Each planet is wildly different. One's a hollow shell around a small black hole. Another is an ocean world with constant storms. There's a rocky world with a deep equatorial canyon that shares an orbit with a world covered in sand...that flows between planets as the loop goes on. Another has been shattered into pieces by a giant space-growing bramble. Events during the loop change the environments too, blocking some areas and revealing others.
In theory you could finish the game in 22 minutes...but the fun is the hours of exploration in which you uncover the story and figure out how to finish the game. The ending, once you get to it, is a perfect, bittersweet coda to that story.

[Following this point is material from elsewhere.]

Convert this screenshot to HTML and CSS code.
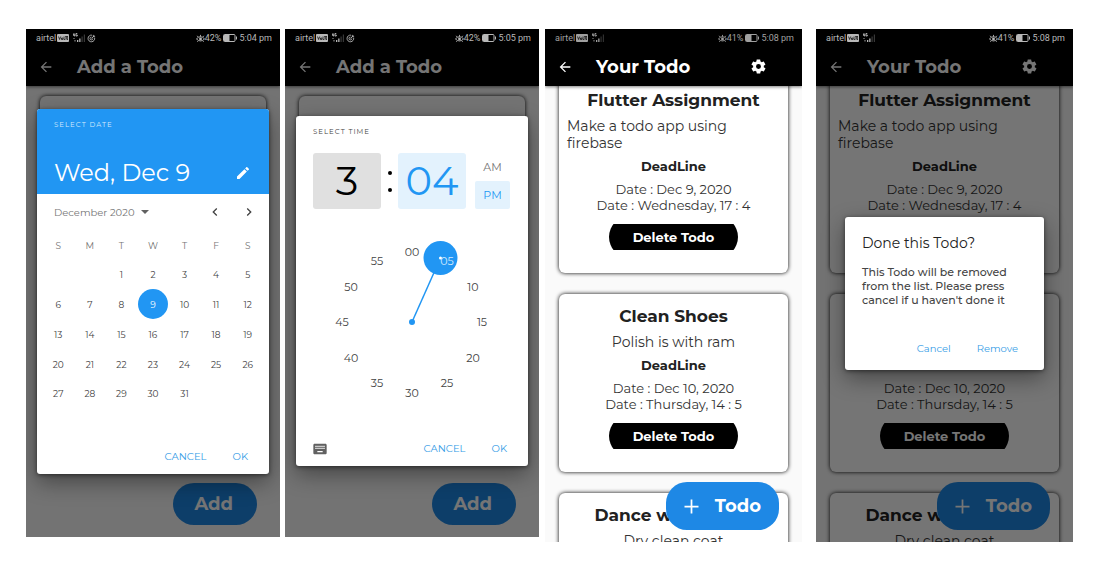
FILE: index.html
```html
<!DOCTYPE html>
<html lang="en">
<head>
<meta charset="utf-8">
<title>Todo app screens</title>
<link rel="stylesheet" href="styles.css">
</head>
<body>
<svg class="sprite" aria-hidden="true">
  <symbol id="back" viewBox="0 0 24 24"><path d="M20 11H7.8l5.6-5.6L12 4l-8 8 8 8 1.4-1.4L7.8 13H20z"/></symbol>
  <symbol id="gear" viewBox="0 0 24 24"><path fill-rule="evenodd" d="M19.4 13c0-.3.1-.6.1-1s0-.7-.1-1l2.100-1.600c.2-.2.2-.4.100-.6l-2-3.500c-.1-.2-.4-.3-.6-.2l-2.500 1c-.5-.4-1.100-.7-1.700-1l-.4-2.600c0-.3-.2-.5-.5-.5h-4c-.2 0-.5.2-.5.400l-.4 2.700c-.6.200-1.100.6-1.700 1l-2.500-1c-.2-.1-.5 0-.6.200l-2 3.500c-.1.200-.1.500.1.600L4.500 11a8 8 0 0 0 0 2l-2.100 1.600c-.2.200-.2.400-.1.600l2 3.500c.1.200.4.300.6.200l2.500-1c.5.400 1.100.7 1.700 1l.4 2.600c0 .3.300.5.5.5h4c.3 0 .5-.2.5-.5l.4-2.600c.6-.3 1.200-.6 1.700-1l2.500 1c.2.100.5 0 .6-.2l2-3.500c.1-.2.1-.5-.1-.6zM12 15.500a3.500 3.500 0 1 1 0-7 3.500 3.500 0 0 1 0 7z"/></symbol>
  <symbol id="pencil" viewBox="0 0 24 24"><path d="M3 17.200V21h3.800L17.800 9.900l-3.700-3.700zM20.700 7c.4-.4.4-1 0-1.400l-2.300-2.300c-.4-.4-1-.4-1.400 0l-1.800 1.800 3.700 3.700z"/></symbol>
  <symbol id="prev" viewBox="0 0 24 24"><path d="M15.400 7.400 14 6l-6 6 6 6 1.400-1.400-4.600-4.600z"/></symbol>
  <symbol id="next" viewBox="0 0 24 24"><path d="M10 6 8.600 7.400l4.600 4.600-4.600 4.600L10 18l6-6z"/></symbol>
  <symbol id="plus" viewBox="0 0 24 24"><path d="M20 13h-7v7h-2v-7H4v-2h7V4h2v7h7z"/></symbol>
  <symbol id="keyboard" viewBox="0 0 24 24"><path fill-rule="evenodd" d="M20 4H4c-1.100 0-2 .9-2 2v12c0 1.100.9 2 2 2h16c1.100 0 2-.9 2-2V6c0-1.100-.9-2-2-2zm-9 3h2v2h-2zm0 3h2v2h-2zM8 7h2v2H8zm0 3h2v2H8zm-1 2H5v-2h2zm0-3H5V7h2zm9 8H8v-2h8zm0-5h-2v-2h2zm0-3h-2V7h2zm3 3h-2v-2h2zm0-3h-2V7h2z"/></symbol>
  <symbol id="volte" viewBox="0 0 12 8"><rect width="12" height="8" rx="1" fill="currentColor"/><path d="M1.500 2.500 2.600 5.500 3.700 2.500M4.500 4h1.400v1.500H4.500zM7 2.500v3h1.200M8.200 2.500h1.700M9 2.500v3M11 2.500H10v3h1M10 4h1" fill="none" stroke="#000" stroke-width=".7"/></symbol>
  <symbol id="signal" viewBox="0 0 14 10"><path d="M1.500.5v2h1.200M2.700.5v3M5.300.500H4v2.500h1.300V2H4.600M3 7v1.500M1.500 5.500h1" fill="none" stroke="currentColor" stroke-width=".9"/><path d="M5 7h1.300v2H5zM7.200 5.500h1.300V9H7.200z" fill="currentColor"/><path d="M9.500 3.500h1.200V9H9.500zM11.800 1.500H13V9h-1.200z" fill="currentColor" opacity=".3"/></symbol>
  <symbol id="target" viewBox="0 0 10 10"><path d="M8.500 4.200A3.700 3.700 0 1 1 5.500 1.300M6.500 5A1.600 1.600 0 1 1 5 3.400M5 5l3.200-3.200M7 1v2h2" fill="none" stroke="currentColor" stroke-width="1"/></symbol>
  <symbol id="eye" viewBox="0 0 10 10"><path d="M.5 5.500Q5 .5 9.500 5.500 5 10 .5 5.500zM5 3V1M2.500 3.500 1.300 2M7.500 3.500 8.700 2M2.500 7.500 1.500 8.700M7.500 7.500l1 1.200" fill="none" stroke="currentColor" stroke-width="1"/><circle cx="5" cy="5.500" r="1.600" fill="currentColor"/></symbol>
  <symbol id="battery" viewBox="0 0 15 8"><rect x=".5" y=".5" width="11.500" height="7" rx="1" fill="none" stroke="currentColor"/><path d="M1 1h5.500v6H1zM13 2.500h1v3h-1z" fill="currentColor"/></symbol>
</svg>

<main class="gallery">
  <section class="phone" aria-label="Select date">
    <div class="status">
      <span>airtel</span><svg class="i-volte"><use href="#volte"/></svg><svg class="i-signal"><use href="#signal"/></svg><svg class="i-small"><use href="#target"/></svg>
      <span class="status-right"><svg class="i-small"><use href="#eye"/></svg>42%<svg class="i-battery"><use href="#battery"/></svg>5:04 pm</span>
    </div>
    <header class="appbar"><button class="icon-button" aria-label="Back"><svg><use href="#back"/></svg></button><h1>Add a Todo</h1></header>
    <div class="screen"><div class="card blank"></div></div>
    <button class="fab">Add</button>
    <div class="scrim">
      <div class="dialog picker" role="dialog" aria-label="Select date">
        <div class="date-head">
          <p class="overline">SELECT DATE</p>
          <div class="date-line"><h2>Wed, Dec 9</h2><button class="icon-button" aria-label="Edit"><svg><use href="#pencil"/></svg></button></div>
        </div>
        <div class="month">
          <button class="month-name">December 2020 <span class="caret"></span></button>
          <button class="icon-button" aria-label="Previous month"><svg><use href="#prev"/></svg></button>
          <button class="icon-button" aria-label="Next month"><svg><use href="#next"/></svg></button>
        </div>
        <table class="calendar">
          <thead><tr><th>S</th><th>M</th><th>T</th><th>W</th><th>T</th><th>F</th><th>S</th></tr></thead>
          <tbody>
            <tr><td></td><td></td><td>1</td><td>2</td><td>3</td><td>4</td><td>5</td></tr>
            <tr><td>6</td><td>7</td><td>8</td><td><span class="chosen">9</span></td><td>10</td><td>11</td><td>12</td></tr>
            <tr><td>13</td><td>14</td><td>15</td><td>16</td><td>17</td><td>18</td><td>19</td></tr>
            <tr><td>20</td><td>21</td><td>22</td><td>23</td><td>24</td><td>25</td><td>26</td></tr>
            <tr><td>27</td><td>28</td><td>29</td><td>30</td><td>31</td><td></td><td></td></tr>
          </tbody>
        </table>
        <div class="actions date-actions"><button>CANCEL</button><button>OK</button></div>
      </div>
    </div>
  </section>

  <section class="phone" aria-label="Select time">
    <div class="status">
      <span>airtel</span><svg class="i-volte"><use href="#volte"/></svg><svg class="i-signal"><use href="#signal"/></svg><svg class="i-small"><use href="#target"/></svg>
      <span class="status-right"><svg class="i-small"><use href="#eye"/></svg>42%<svg class="i-battery"><use href="#battery"/></svg>5:05 pm</span>
    </div>
    <header class="appbar"><button class="icon-button" aria-label="Back"><svg><use href="#back"/></svg></button><h1>Add a Todo</h1></header>
    <div class="screen"><div class="card blank"></div></div>
    <button class="fab">Add</button>
    <div class="scrim">
      <div class="dialog picker" role="dialog" aria-label="Select time">
        <p class="overline time-title">SELECT TIME</p>
        <div class="time">
          <button class="digits">3</button>
          <span class="colon"><i></i><i></i></span>
          <button class="digits active">04</button>
          <div class="period"><button>AM</button><button class="active">PM</button></div>
        </div>
        <svg class="clock" viewBox="0 0 176 176" role="img" aria-label="Minutes dial">
          <path class="hand" d="M88 88 116.500 24"/>
          <circle class="knob" cx="88" cy="88" r="3"/>
          <circle class="knob" cx="116.500" cy="24" r="17"/>
          <circle cx="116.500" cy="24" r="1.500" fill="#fff"/>
          <text x="88" y="22">00</text><text class="on" x="123" y="31">05</text><text x="149" y="57">10</text><text x="158" y="92">15</text>
          <text x="149" y="128">20</text><text x="123" y="153">25</text><text x="88" y="163">30</text><text x="53" y="153">35</text>
          <text x="27" y="128">40</text><text x="18" y="92">45</text><text x="27" y="57">50</text><text x="53" y="31">55</text>
        </svg>
        <div class="actions time-actions"><button class="icon-button keys" aria-label="Keyboard input"><svg><use href="#keyboard"/></svg></button><button>CANCEL</button><button>OK</button></div>
      </div>
    </div>
  </section>

  <section class="phone tall" aria-label="Todo list">
    <div class="status soft">
      <span>airtel</span><svg class="i-volte"><use href="#volte"/></svg><svg class="i-signal"><use href="#signal"/></svg>
      <span class="status-right"><svg class="i-small"><use href="#eye"/></svg>41%<svg class="i-battery"><use href="#battery"/></svg>5:08 pm</span>
    </div>
    <header class="appbar"><button class="icon-button" aria-label="Back"><svg><use href="#back"/></svg></button><h1>Your Todo</h1><button class="icon-button settings" aria-label="Settings"><svg><use href="#gear"/></svg></button></header>
    <div class="screen list">
      <article class="card"><h2>Flutter Assignment</h2><p class="desc">Make a todo app using firebase</p><h3>DeadLine</h3><p class="when">Date : Dec 9, 2020<br>Date : Wednesday, 17 : 4</p><button class="delete">Delete Todo</button></article>
      <article class="card"><h2>Clean Shoes</h2><p class="desc">Polish is with ram</p><h3>DeadLine</h3><p class="when">Date : Dec 10, 2020<br>Date : Thursday, 14 : 5</p><button class="delete">Delete Todo</button></article>
      <article class="card"><h2>Dance with Rama</h2><p class="desc">Dry clean coat</p></article>
    </div>
    <button class="fab add"><svg><use href="#plus"/></svg>Todo</button>
  </section>

  <section class="phone tall last" aria-label="Confirm removal">
    <div class="status">
      <span>airtel</span><svg class="i-volte"><use href="#volte"/></svg><svg class="i-signal"><use href="#signal"/></svg>
      <span class="status-right"><svg class="i-small"><use href="#eye"/></svg>41%<svg class="i-battery"><use href="#battery"/></svg>5:08 pm</span>
    </div>
    <header class="appbar"><button class="icon-button" aria-label="Back"><svg><use href="#back"/></svg></button><h1>Your Todo</h1><button class="icon-button settings" aria-label="Settings"><svg><use href="#gear"/></svg></button></header>
    <div class="screen list">
      <article class="card"><h2>Flutter Assignment</h2><p class="desc">Make a todo app using firebase</p><h3>DeadLine</h3><p class="when">Date : Dec 9, 2020<br>Date : Wednesday, 17 : 4</p><button class="delete">Delete Todo</button></article>
      <article class="card"><h2>Clean Shoes</h2><p class="desc">Polish is with ram</p><h3>DeadLine</h3><p class="when">Date : Dec 10, 2020<br>Date : Thursday, 14 : 5</p><button class="delete">Delete Todo</button></article>
      <article class="card"><h2>Dance with Rama</h2><p class="desc">Dry clean coat</p></article>
    </div>
    <button class="fab add"><svg><use href="#plus"/></svg>Todo</button>
    <div class="scrim">
      <div class="dialog alert" role="alertdialog" aria-labelledby="done-title">
        <h2 id="done-title">Done this Todo?</h2>
        <p>This Todo will be removed from the list. Please press cancel if u haven't done it</p>
        <div class="actions alert-actions"><button>Cancel</button><button>Remove</button></div>
      </div>
    </div>
  </section>
</main>
</body>
</html>
```
FILE: styles.css
```css
* { box-sizing: border-box; }

body {
  margin: 0;
  background: #fff;
  color: #212121;
  font-family: Montserrat, Inter, "Open Sans", sans-serif;
}

h1, h2, h3, p { margin: 0; }

button {
  margin: 0;
  padding: 0;
  border: 0;
  background: none;
  color: inherit;
  font: inherit;
  white-space: nowrap;
}

.sprite { position: absolute; width: 0; height: 0; }

/* Each column after the first includes the space on its left */
.gallery {
  display: grid;
  grid-template-columns: 254fr 259fr 263fr 271fr;
  align-items: start;
  padding: 29px 25px 30px 26px;
}

.phone {
  position: relative;
  display: flex;
  flex-direction: column;
  aspect-ratio: 254 / 508;
  min-height: 0;
  overflow: hidden;
  background: #fafafa;
}

.phone.tall { aspect-ratio: 257 / 513; }
.phone + .phone { margin-left: 5px; }
.phone + .tall { margin-left: 6px; }
.phone + .last { margin-left: 14px; }

/* Status bar */
.status {
  position: relative;
  z-index: 3;
  display: flex;
  flex: none;
  align-items: center;
  height: 18px;
  padding: 0 8px 0 10px;
  background: #000;
  color: #b8b8b8;
  font: 9px/18px Roboto, sans-serif;
}

.status.soft { color: #a0a0a0; }
.status svg { flex: none; }
.status-right { display: flex; align-items: center; margin-left: auto; white-space: nowrap; }
.i-volte { width: 12px; height: 8px; margin: 0 3px 0 1px; }
.i-signal { width: 14px; height: 10px; }
.i-small { width: 9px; height: 9px; }
.i-signal + .i-small { margin-left: 1px; }
.i-battery { width: 15px; height: 8px; margin: 0 1px 0 2px; }

/* App bar */
.appbar {
  position: relative;
  z-index: 1;
  display: flex;
  flex: none;
  align-items: center;
  gap: 23px;
  height: 39px;
  padding: 0 35px 0 12px;
  background: #000;
  box-shadow: 0 1px 3px rgba(0, 0, 0, .5);
  color: #fff;
}

.appbar h1 { font-size: 18px; font-weight: 700; line-height: 24px; white-space: nowrap; }
.icon-button { display: grid; flex: none; place-items: center; }
.icon-button svg { width: 16px; height: 16px; fill: currentColor; }
.settings { margin-left: auto; }
.settings svg { width: 17px; height: 17px; }

/* Todo cards */
.screen { flex: 1; min-height: 0; padding: 10px 14px; }
.screen.list { display: flex; flex-direction: column; gap: 21px; padding-top: 0; margin-top: -8px; }

.card {
  display: flex;
  flex: none;
  flex-direction: column;
  align-items: center;
  gap: 6px;
  padding: 11px 8px 23px;
  border-radius: 6px;
  background: #fff;
  box-shadow: 0 0 4px #000;
}

.card.blank { min-height: 340px; background: #fafafa; }
.card h2 { font-size: 17px; font-weight: 700; line-height: 23px; }
.card h3 { font-size: 13px; font-weight: 700; line-height: 17px; }
.desc { font-size: 14px; line-height: 17px; }
.when { font-size: 13px; line-height: 16px; text-align: center; }
.desc, .when { color: #333; }

.delete {
  position: relative;
  z-index: 0;
  width: 129px;
  height: 26px;
  margin-top: 5px;
  overflow: hidden;
  color: #fff;
  font-size: 13px;
  font-weight: 700;
}

.delete::before {
  position: absolute;
  z-index: -1;
  inset: -8px 0;
  border-radius: 21px;
  background: #000;
  content: "";
}

.fab {
  position: absolute;
  z-index: 1;
  right: 23px;
  bottom: 12px;
  height: 42px;
  padding: 0 24px 0 21px;
  border-radius: 21px;
  background: #1e88e5;
  color: #fff;
  font-size: 18px;
  font-weight: 700;
}

.fab.add { display: flex; align-items: center; gap: 13px; height: 48px; padding: 0 18px 0 15px; }
.fab svg { width: 21px; height: 21px; fill: currentColor; }

/* Dialogs */
.scrim {
  position: absolute;
  z-index: 2;
  inset: 0;
  display: grid;
  align-items: center;
  padding: 16px 11px 0;
  background: rgba(0, 0, 0, .54);
}

.dialog {
  border-radius: 3px;
  background: #fff;
  box-shadow: 0 8px 22px rgba(0, 0, 0, .4), 0 1px 4px rgba(0, 0, 0, .5);
}

.picker { overflow: hidden; }
.overline { font-size: 7px; line-height: 10px; letter-spacing: 1px; }
.actions { display: flex; align-items: center; justify-content: flex-end; color: #369de6; font-size: 10px; line-height: 16px; }

.date-head { padding: 11px 18px 5px 17px; background: #2196f3; color: #fff; }
.date-head .overline { color: #d3eafd; }
.date-line { display: flex; align-items: center; justify-content: space-between; margin-top: 27px; }
.date-line h2 { font-size: 24px; font-weight: 400; line-height: 32px; white-space: nowrap; }

.month { display: flex; align-items: center; gap: 18px; height: 37px; padding: 0 12px 0 17px; color: #424242; }
.month-name { display: flex; align-items: center; gap: 6px; margin-right: auto; color: #757575; font-size: 10px; }
.caret { border: 4px solid transparent; border-top-color: #616161; border-bottom-width: 0; }

.calendar { width: calc(100% - 11px); height: 178px; margin: 0 auto; border-spacing: 0; table-layout: fixed; color: #424242; font-size: 9px; text-align: center; }
.calendar th { color: #757575; font-weight: 400; }
.calendar th, .calendar td { height: 29px; padding: 0; }
.chosen { display: grid; place-items: center; width: 30px; height: 30px; margin: 0 auto; border-radius: 50%; background: #2196f3; color: #fff; }

.date-actions { gap: 26px; padding: 40px 21px 9px; }

.time-title { padding: 11px 17px 0; color: #424242; }
.time { display: flex; padding: 16px 18px 0 17px; }
.digits { flex: 1; height: 56px; border-radius: 3px; background: #e0e0e0; color: #000; font-size: 40px; line-height: 56px; font-weight: 400; }
.active { background: #e3f2fd; color: #2196f3; }
.colon { display: flex; flex-direction: column; align-items: center; justify-content: center; gap: 13px; width: 17px; }
.colon i { width: 4px; height: 4px; border-radius: 50%; background: #000; }
.period { display: flex; flex-direction: column; justify-content: space-between; width: 35px; margin-left: 9px; color: #757575; font-size: 11px; }
.period button { height: 28px; border-radius: 2px; }
.period .active { color: #2196f3; }

.clock { display: block; width: 176px; height: 176px; margin: 25px auto 0; overflow: visible; }
.clock text { fill: #424242; font-size: 11px; text-anchor: middle; }
.clock .on { fill: #d3eafd; }
.knob { fill: #2196f3; }
.hand { stroke: #2196f3; stroke-width: 1.5; }

.time-actions { gap: 26px; padding: 31px 21px 9px 16px; }
.keys { margin-right: auto; color: #616161; }

.alert { margin: 0 18px; padding: 17px 17px 13px; }
.alert h2 { font-size: 14px; font-weight: 400; line-height: 18px; }
.alert p { margin-top: 13px; font-size: 11px; font-weight: 500; line-height: 14px; color: #444; }
.alert-actions { gap: 26px; margin-top: 34px; padding-right: 9px; }
```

In a sense, Outer Wilds is the opposite of No Man's Sky.
I mean, I like No Man's Sky. I've got several hundred hours on it. But a lot of the game play is the same thing you've done before a zillion times, just dressed up differently and with better equipment or more inventory slots as you go along.
I love the the soundtrack too. Most space games don't use banjos and harmonicas as key instruments, but each astronaut in the game also plays music on a different instrument while sitting by their own campfire, each on a different planet. Though I'm not sure how the ocean one stays lit.